━━ Stored data

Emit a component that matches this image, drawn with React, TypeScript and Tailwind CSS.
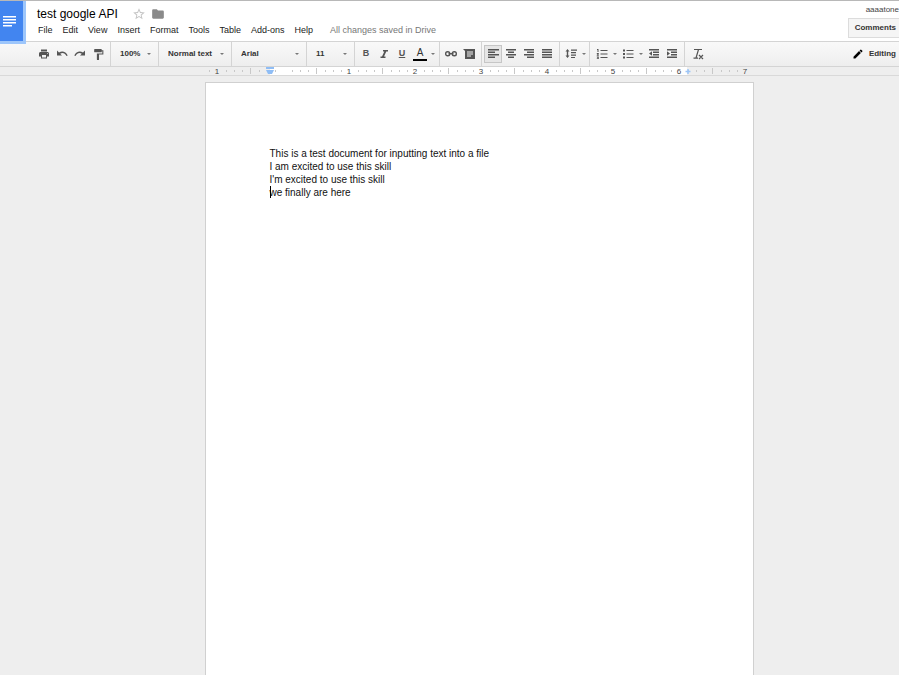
import type { ReactNode } from "react";
import { MdEdit, MdFolder, MdFormatPaint, MdPrint, MdStarBorder } from "react-icons/md";

const MENUS = ["File", "Edit", "View", "Insert", "Format", "Tools", "Table", "Add-ons", "Help"];

const LINES = [
  "This is a test document for inputting text into a file",
  "I am excited to use this skill",
  "I'm excited to use this skill",
  "we finally are here",
];

// [x, y, width] of each bar in a 12x12 icon
type Bar = [number, number, number];

const ALIGN_LEFT: Bar[] = [[1, 1, 11], [1, 3.5, 7], [1, 6, 11], [1, 8.5, 7]];
const ALIGN_CENTER: Bar[] = [[1, 1, 10], [3, 3.5, 6], [1, 6, 10], [3, 8.5, 6]];
const ALIGN_RIGHT: Bar[] = [[1, 1, 10], [4, 3.5, 7], [1, 6, 10], [4, 8.5, 7]];
const ALIGN_JUSTIFY: Bar[] = [[1, 1, 10], [1, 3.5, 10], [1, 6, 10], [1, 8.5, 10]];
const INDENT: Bar[] = [[1, 1, 10], [5, 3.5, 6], [5, 6, 6], [1, 8.5, 10]];

function Icon({ children }: { children: ReactNode }) {
  return (
    <svg className="h-3 w-3" viewBox="0 0 12 12" fill="currentColor" aria-hidden="true">
      {children}
    </svg>
  );
}

function Bars({ bars, children }: { bars: Bar[]; children?: ReactNode }) {
  return (
    <Icon>
      {bars.map(([x, y, w]) => (
        <rect key={y} x={x} y={y} width={w} height={1.5} />
      ))}
      {children}
    </Icon>
  );
}

function Caret() {
  return (
    <svg className="h-[2px] w-1" viewBox="0 0 4 2" fill="#777" aria-hidden="true">
      <path d="M0 0h4L2 2z" />
    </svg>
  );
}

function ToolButton({ label, active, children }: { label: string; active?: boolean; children: ReactNode }) {
  return (
    <button
      type="button"
      aria-label={label}
      className={`flex h-[18px] w-[18px] shrink-0 items-center justify-center ${
        active ? "border border-[#c6c6c6] bg-[#e6e6e6]" : ""
      }`}
    >
      {children}
    </button>
  );
}

function CaretButton({ label }: { label: string }) {
  return (
    <button type="button" aria-label={label} className="flex h-[18px] w-2 shrink-0 items-center justify-center">
      <Caret />
    </button>
  );
}

function ToolSelect({ label, value, width }: { label: string; value: string; width: string }) {
  return (
    <div className={`relative flex h-full shrink-0 items-center border-r border-[#d4d4d4] ${width}`}>
      <select
        aria-label={label}
        defaultValue={value}
        className="h-full w-full appearance-none bg-transparent pl-[9px] text-[8px] font-bold text-[#333] outline-none"
      >
        <option>{value}</option>
      </select>
      <span className="pointer-events-none absolute right-[7px]">
        <Caret />
      </span>
    </div>
  );
}

function Group({ width, children }: { width: string; children: ReactNode }) {
  return (
    <div className={`flex h-full shrink-0 items-center border-r border-[#d4d4d4] ${width}`}>{children}</div>
  );
}

function Ruler() {
  // 66px to the inch, eight ticks each
  const ticks = Array.from({ length: 67 }, (_, i) => i).filter((i) => i % 8 !== 1);
  return (
    <svg className="h-2 w-[549px] shrink-0" viewBox="0 0 549 8" aria-hidden="true">
      <rect x="65" width="417" height="8" fill="#fff" />
      {ticks.map((i) => {
        const half = i % 8 === 5;
        return (
          <rect
            key={i}
            x={Math.round(4 + i * 8.25)}
            y={half ? 1 : 3}
            width="1"
            height={half ? 6 : 2}
            fill="#c8c8c8"
          />
        );
      })}
      {[1, 0, 1, 2, 3, 4, 5, 6, 7].map((n, i) =>
        n === 0 ? null : (
          <text
            key={i}
            x={12 + i * 66}
            y="7"
            textAnchor="middle"
            fill="#444"
            className="font-['Liberation_Sans',Arial,sans-serif] text-[8px]"
          >
            {n}
          </text>
        ),
      )}
      <path d="M61 0h8v2h-8zM61 3h8l-2 4h-4z" fill="#8fbdf5" />
      <path d="M483 2v5M480.500 4.500h5" stroke="#9cc5f7" strokeWidth="1.500" fill="none" />
    </svg>
  );
}

function Header() {
  return (
    <header className="flex h-[41px] border-t border-[#b8b8b8] bg-white">
      <a
        href="#"
        aria-label="Docs home"
        className="z-10 flex h-[43px] w-[26px] shrink-0 items-center border-r-3 border-b-3 border-[#9dc6fb] bg-[#4285f0]"
      >
        <svg className="ml-[3px] h-[11px] w-[13px]" viewBox="0 0 13 11" fill="#fff" aria-hidden="true">
          <path d="M0 0h13v1.600H0zM0 3h13v1.600H0zM0 6h13v1.600H0zM0 9h9v1.600H0z" />
        </svg>
      </a>
      <div className="flex min-w-0 flex-1 flex-col pt-1 pl-[11px]">
        <div className="flex h-[18px] items-center">
          <h1 className="text-[12px] leading-[18px] whitespace-nowrap text-black">test google API</h1>
          <button type="button" aria-label="Star" className="ml-[14px]">
            <MdStarBorder className="h-[14px] w-[14px] text-[#c4c4c4]" />
          </button>
          <button type="button" aria-label="Move to folder" className="ml-[5px]">
            <MdFolder className="h-[14px] w-[14px] text-[#8a8a8a]" />
          </button>
        </div>
        <nav className="flex h-4 items-center gap-[10px] pl-px text-[9px] whitespace-nowrap text-[#222]">
          {MENUS.map((menu) => (
            <button key={menu} type="button">
              {menu}
            </button>
          ))}
          <span className="ml-[7px] text-[#777]">All changes saved in Drive</span>
        </nav>
      </div>
      <div className="flex shrink-0 flex-col items-end pt-[3px]">
        <span className="text-[8px] leading-[12px] text-[#444]">aaaatone</span>
        <button
          type="button"
          className="mt-[2px] h-5 border border-r-0 border-[#dcdcdc] bg-[#f5f5f5] pr-[3px] pl-[6px] text-[8px] font-bold text-[#333]"
        >
          Comments
        </button>
      </div>
    </header>
  );
}

function Toolbar() {
  return (
    <div
      role="toolbar"
      className="flex h-[26px] items-center border-y border-[#d4d4d4] bg-linear-to-b from-[#f9f9f9] to-[#eeeeee] text-[#555]"
    >
      <Group width="w-[111px] pl-[35px]">
        <ToolButton label="Print">
          <MdPrint className="h-3 w-3" />
        </ToolButton>
        <ToolButton label="Undo">
          <Icon>
            <path d="M1 2.500v5h5L4.200 5.700C6.500 4.200 9 5 10.500 8l1.200-.5C10 3.500 6 2.500 3 4.500z" />
          </Icon>
        </ToolButton>
        <ToolButton label="Redo">
          <Icon>
            <path d="M11 2.500v5H6l1.800-1.800C5.500 4.200 3 5 1.500 8L.3 7.500C2 3.500 6 2.500 9 4.500z" />
          </Icon>
        </ToolButton>
        <ToolButton label="Paint format">
          <MdFormatPaint className="h-[13px] w-[13px]" />
        </ToolButton>
      </Group>
      <ToolSelect label="Zoom" value="100%" width="w-[48px]" />
      <ToolSelect label="Styles" value="Normal text" width="w-[73px]" />
      <ToolSelect label="Font" value="Arial" width="w-[75px]" />
      <ToolSelect label="Font size" value="11" width="w-[48px]" />
      <Group width="w-[85px] pl-[2px]">
        <ToolButton label="Bold">
          <span className="text-[9px] font-black">B</span>
        </ToolButton>
        <ToolButton label="Italic">
          <Icon>
            <path d="M5 2h5v1.500H8.300L6 8.500h1.500V10h-5V8.500H4L6.300 3.500H5z" />
          </Icon>
        </ToolButton>
        <ToolButton label="Underline">
          <span className="text-[9px] font-bold underline">U</span>
        </ToolButton>
        <ToolButton label="Text color">
          <span className="w-[14px] border-b-2 border-black text-[10px] leading-[12px] text-[#333]">A</span>
        </ToolButton>
        <CaretButton label="Text color options" />
      </Group>
      <Group width="w-[42px] pl-[2px]">
        <ToolButton label="Insert link">
          <Icon>
            <g fill="none" stroke="currentColor" strokeWidth="1.400">
              <rect x="0.700" y="3.700" width="4" height="4" rx="1.800" />
              <rect x="7.300" y="3.700" width="4" height="4" rx="1.800" />
              <path d="M3.500 5.700h5" />
            </g>
          </Icon>
        </ToolButton>
        <ToolButton label="Insert comment">
          <Icon>
            <path d="M0 1h12v10H2V3zM4 3.500v1h6v-1zM4 5.500v1h6v-1zM4 7.500v1h4v-1z" fillRule="evenodd" />
          </Icon>
        </ToolButton>
      </Group>
      <Group width="w-[78px] pl-[2px]">
        <ToolButton label="Left align" active>
          <Bars bars={ALIGN_LEFT} />
        </ToolButton>
        <ToolButton label="Center align">
          <Bars bars={ALIGN_CENTER} />
        </ToolButton>
        <ToolButton label="Right align">
          <Bars bars={ALIGN_RIGHT} />
        </ToolButton>
        <ToolButton label="Justify">
          <Bars bars={ALIGN_JUSTIFY} />
        </ToolButton>
      </Group>
      <Group width="w-[30px] pl-[2px]">
        <ToolButton label="Line spacing">
          <Icon>
            <path d="M2.500 1l2 2.500H3.200v4H4.500l-2 2.500-2-2.500h1.300v-4H.5zM6 1.500h6v1.300H6zM6 4h5v1.300H6zM6 6.500h5v1.300H6zM6 9h4v1H6z" />
          </Icon>
        </ToolButton>
        <CaretButton label="Line spacing options" />
      </Group>
      <Group width="w-[95px] pl-[3px]">
        <ToolButton label="Numbered list">
          <Icon>
            <path d="M4.500 2h7v1h-7zM4.500 5.500h7v1h-7zM4.500 9h7v1h-7zM1 1h1.500v3h-1V2H1zM.8 5h2v1.500l-1 .5h1v.7h-2v-1l1-.8h-1zM.8 8.500h2V11h-2v-.7h1V10H1v-.5h.8v-.3h-1z" />
          </Icon>
        </ToolButton>
        <CaretButton label="Numbered list options" />
        <ToolButton label="Bulleted list">
          <Icon>
            <path d="M4.500 2h7v1h-7zM4.500 5.500h7v1h-7zM4.500 9h7v1h-7zM1 1.500h2v2H1zM1 5h2v2H1zM1 8.500h2v2H1z" />
          </Icon>
        </ToolButton>
        <CaretButton label="Bulleted list options" />
        <ToolButton label="Decrease indent">
          <Bars bars={INDENT}>
            <path d="M4 3.300v4.400L1 5.500z" />
          </Bars>
        </ToolButton>
        <ToolButton label="Increase indent">
          <Bars bars={INDENT}>
            <path d="M1 3.300v4.400l3-2.200z" />
          </Bars>
        </ToolButton>
      </Group>
      <div className="flex flex-1 items-center pl-1">
        <ToolButton label="Clear formatting">
          <Icon>
            <path
              d="M2 1.500h8M6.500 1.500L4 10M1.500 10.200h4.500M7 7l4 4M11 7l-4 4"
              fill="none"
              stroke="currentColor"
              strokeWidth="1.200"
            />
          </Icon>
        </ToolButton>
      </div>
      <button type="button" className="flex shrink-0 items-center gap-[5px] pr-[3px] text-[8px] font-bold text-[#333]">
        <MdEdit className="h-3 w-3 text-black" />
        Editing
      </button>
    </div>
  );
}

export default function App() {
  return (
    <div className="flex min-h-screen flex-col overflow-x-hidden bg-[#eeeeee] font-['Liberation_Sans',Arial,sans-serif]">
      <Header />
      <Toolbar />
      <div className="flex justify-center border-b border-[#d9d9d9] pl-[59px]">
        <Ruler />
      </div>
      <main className="flex flex-1 justify-center pt-[6px] pl-[59px]">
        <div className="w-[549px] shrink-0 border border-b-0 border-[#d0d0d0] bg-white px-16 pt-16">
          <div
            role="textbox"
            aria-label="Document body"
            aria-multiline="true"
            contentEditable
            suppressContentEditableWarning
            className="text-[10px] leading-[13px] text-[#111] outline-none"
          >
            {LINES.map((line, i) => (
              <p key={line} className="relative">
                {i === LINES.length - 1 && <span className="absolute top-0 left-0 h-3 w-px bg-black" />}
                {line}
              </p>
            ))}
          </div>
        </div>
      </main>
    </div>
  );
}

━━━━

▶ [Work to complete] Pictures stay out. Print the data exactly, from its first line through the line containing "type Bar = [number, number, number];".

▶ [Written answer]
Emit a component that matches this image, drawn with React, TypeScript and Tailwind CSS.
import type { ReactNode } from "react";
import { MdEdit, MdFolder, MdFormatPaint, MdPrint, MdStarBorder } from "react-icons/md";

const MENUS = ["File", "Edit", "View", "Insert", "Format", "Tools", "Table", "Add-ons", "Help"];

const LINES = [
  "This is a test document for inputting text into a file",
  "I am excited to use this skill",
  "I'm excited to use this skill",
  "we finally are here",
];

// [x, y, width] of each bar in a 12x12 icon
type Bar = [number, number, number];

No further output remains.